Screengrab via Gavin Russom/Flickr

LCD Soundsystem’s Gavin Russom is transgender

'I’m the happiest I’ve ever been.'


Ana Valens


Posted on Jul 6, 2017   Updated on May 23, 2021, 12:44 am CDT

Brooklyn-based electro-rock band LCD Soundsystem is getting back together. And in an interview with Grindr’s Into, band member Gavin Russom has revealed that she is a transgender woman.

Russom, who joined the band after recording 2010’s album This Is Happening, had struggled with her gender identity all her life. She told Grindr (writer Nico Lang is also a contributor to the Daily Dot) that she had always identified “along the feminine spectrum.” But even though she frequently skirted gender roles throughout her life, she found herself unsure of her gender identity early on.

Punk rock promised “freedom and liberation” for her, and Russom quickly became attracted to the scene. That same attraction would later bring her to New York after college, seeing the city’s clubs as a place where transgender people could be open, happy, and unapologetically queer.
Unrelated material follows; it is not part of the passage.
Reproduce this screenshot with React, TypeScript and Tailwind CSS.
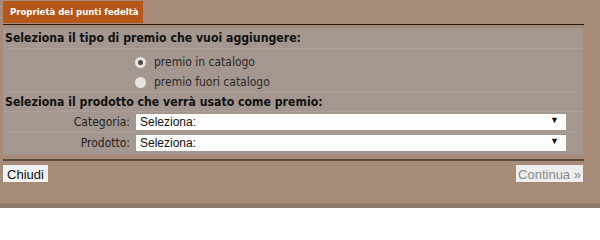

“It gives me hope for the future to see the courage and creativity of a much younger generation of trans women,” Russom told Grindr. “Clubs are where I’ve encountered a lot of that.”

Russom began coming out this year. She says that her fellow band members have been “really supportive” about her transitioning and they’re eager to see where the future takes them. And even though the transgender community faces a lot of discrimination, Russom feels happy with the progress she’s made and knows it won’t always be rosy.

“I’m the happiest I’ve ever been,” Russom explained. “but I have my good days and my bad days. On my bad days, it really sucks and I wait until I get home to go to the bathroom—which is such a basic thing.”

On social media, fans and LGBTQ are inspired by and celebrating Russom’s coming out story.

Russom also joins a long and growing list of out transgender celebrities, including Chelsea Manning, Janet Mock, and Thomas Beatie. Previously, Against Me!’s Laura Jane Grace came out in 2012, opening a larger discussion on trans visibility and acceptance in punk rock at the time.